Using these integrals we can evaluate the defined quantities $\rho$, $u_i$, $E$, $e$, $\eta$, $p$, $B_{ij}$ and $C_i$. The first two $\rho$ and $u_i$ are trivial since they were built into the state-space distribution by construction. The energy components evaluate to $E=\frac{1}{2}\rho u_i^2 + \frac{3}{4}\rho a + \rho \phi$, $e=\frac{3}{4}\rho a + \rho \phi_{\text{in}}$ and $\eta=\frac{1}{2}\rho u_i^2 + \rho \phi_{\text{ext}}$. Then the final quantities evaluate to $p=\rho \frac{a}{2}$, $B_{ij}=0$ and $C_i=0$. So given the state-space density defined, the equations of fluid mechanics derived from equation \eqref{state_space_continuity} are,

\begin{equation*}\partial_t\rho + \vec{\nabla}\cdot\left(\vec{u}\rho\right)=0\end{equation*}

\begin{equation*}\rho\left(\partial_t \vec{u} + \vec{u}\cdot\vec{\nabla}\vec{u}\right) = - \vec{\nabla} p - \rho\vec{\nabla}\phi\end{equation*}

\begin{equation*}\partial_t E + \vec{\nabla}\cdot\left(E \vec{u}\right) = - \vec{\nabla}\cdot\left(p \vec{u}\right)\end{equation*}

If the energy $E$ is split into the internal and external components the energy equation produces,

\begin{equation*}\partial_t\eta + \vec{\nabla}\cdot\left(\eta \vec{u}\right) = - \rho\vec{u}\cdot\vec{\nabla}\phi_{\text{in}} - \vec{u}\cdot\vec{\nabla}p\end{equation*}

\begin{equation*}\partial_te + \vec{\nabla}\cdot\left(e \vec{u}\right) = \rho\vec{u}\cdot\vec{\nabla}\phi_{\text{in}} - p\vec{\nabla}\cdot\vec{u}\end{equation*}

So given the state-space density \eqref{state-space} the conservation equations reduce to the conservation equations for an inviscid fluid with zero thermal conductivity.
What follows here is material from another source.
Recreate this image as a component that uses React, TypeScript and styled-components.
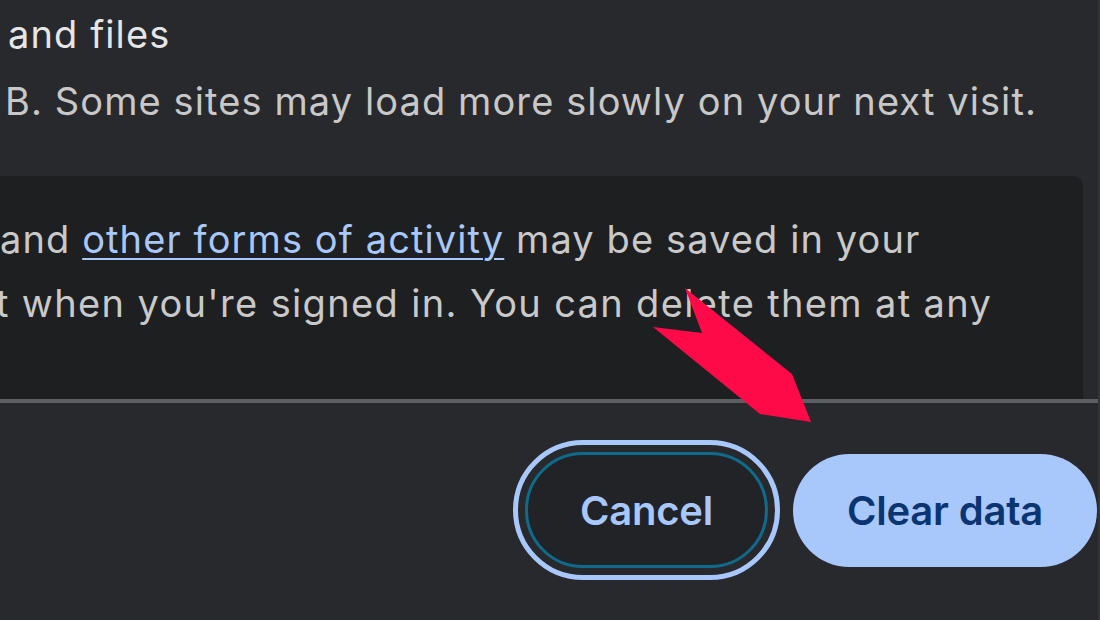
import React from "react";
import styled, { createGlobalStyle } from "styled-components";

const Global = createGlobalStyle`
  html, body { margin: 0; padding: 0; background: #28292d; }
  body { font-family: Inter, "Noto Sans", sans-serif; -webkit-font-smoothing: antialiased; }
`;

const Page = styled.div`
  position: relative;
  width: 1100px;
  height: 620px;
  overflow: hidden;
  background: #28292d;
  display: flex;
  flex-direction: column;
  box-sizing: border-box;
  border-right: 2px solid #333438;
`;

const Section = styled.div`
  padding: 1px 0 0 8px;
  display: flex;
  flex-direction: column;
`;

const Line = styled.div<{ $tone?: "bright" | "dim"; $shift?: number }>`
  font-size: 38px;
  line-height: 67px;
  letter-spacing: 1.1px;
  white-space: nowrap;
  margin-left: ${(p) => p.$shift ?? 0}px;
  color: ${(p) => (p.$tone === "bright" ? "#e6e6e6" : "#c8c8c8")};
`;

const InfoBox = styled.div`
  margin: 41px 15px 0 -20px;
  height: 223px;
  box-sizing: border-box;
  padding: 31px 0 0 20px;
  background: #1e1f21;
  border-radius: 0 10px 0 0;
  display: flex;
  flex-direction: column;
`;

const BoxLine = styled.div<{ $shift?: number; $spacing?: number }>`
  font-size: 38px;
  line-height: 64px;
  letter-spacing: ${(p) => p.$spacing ?? 1.1}px;
  white-space: nowrap;
  color: #c9c9c9;
  margin-left: ${(p) => p.$shift ?? 0}px;
`;

const Link = styled.a`
  color: #a8c7fa;
  text-decoration: underline;
  text-decoration-thickness: 2px;
  text-underline-offset: 5px;
`;

const Divider = styled.div`
  height: 4px;
  background: #5d5e61;
`;

const Footer = styled.div`
  flex: 1;
  display: flex;
  justify-content: flex-end;
  align-items: flex-start;
  gap: 25px;
  padding: 49px 1px 0 0;
`;

const Button = styled.button<{ $primary?: boolean }>`
  height: ${(p) => (p.$primary ? 113 : 116)}px;
  margin-top: ${(p) => (p.$primary ? 2 : 0)}px;
  width: ${(p) => (p.$primary ? 304 : 243)}px;
  border-radius: 60px;
  box-sizing: border-box;
  font-family: Inter, "Noto Sans", sans-serif;
  font-size: 40px;
  font-weight: 600;
  letter-spacing: -0.2px;
  cursor: pointer;
  border: ${(p) => (p.$primary ? "none" : "3px solid #0f6a8b")};
  background: ${(p) => (p.$primary ? "#a8c7fa" : "#222327")};
  color: ${(p) => (p.$primary ? "#0b3570" : "#a8c7fa")};
  outline: ${(p) => (p.$primary ? "none" : "5px solid #a8c7fa")};
  outline-offset: 7px;
`;

const Arrow = styled.svg`
  position: absolute;
  left: 0;
  top: 0;
  pointer-events: none;
`;

export default function App() {
  return (
    <Page>
      <Global />
      <Section>
        <Line $tone="bright">and files</Line>
        <Line $shift={-3}>B. Some sites may load more slowly on your next visit.</Line>
      </Section>
      <InfoBox>
        <BoxLine>
          and <Link href="#">other forms of activity</Link> may be saved in your
        </BoxLine>
        <BoxLine $shift={-4} $spacing={1.35}>
          t when you're signed in. You can delete them at any
        </BoxLine>
      </InfoBox>
      <Divider />
      <Footer>
        <Button>Cancel</Button>
        <Button $primary>Clear data</Button>
      </Footer>
      <Arrow width="1100" height="620" viewBox="0 0 1100 620">
        <polygon
          points="685,288 792,374 811,422 760,414 653,327 702,333"
          fill="#fe0a48"
        />
      </Arrow>
    </Page>
  );
}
These missing terms in the conservation equations are due to the symmetry of the state-space distribution. The assumption that the velocity distribution is always a Gaussian distribution means that for any infinitesimal region of fluid there exists a reference frame such the velocity distribution as viewed from that frame is spherically symmetric. So transport terms which rely on the inherent asymmetry of the state-space distribution must necessarily reduce to zero. This simple state-space distribution successfully reproduces a simple model of fluid dynamics but to reproduce the viscosity and thermal conductivity terms it will be necessarily to use a more general state-space distribution.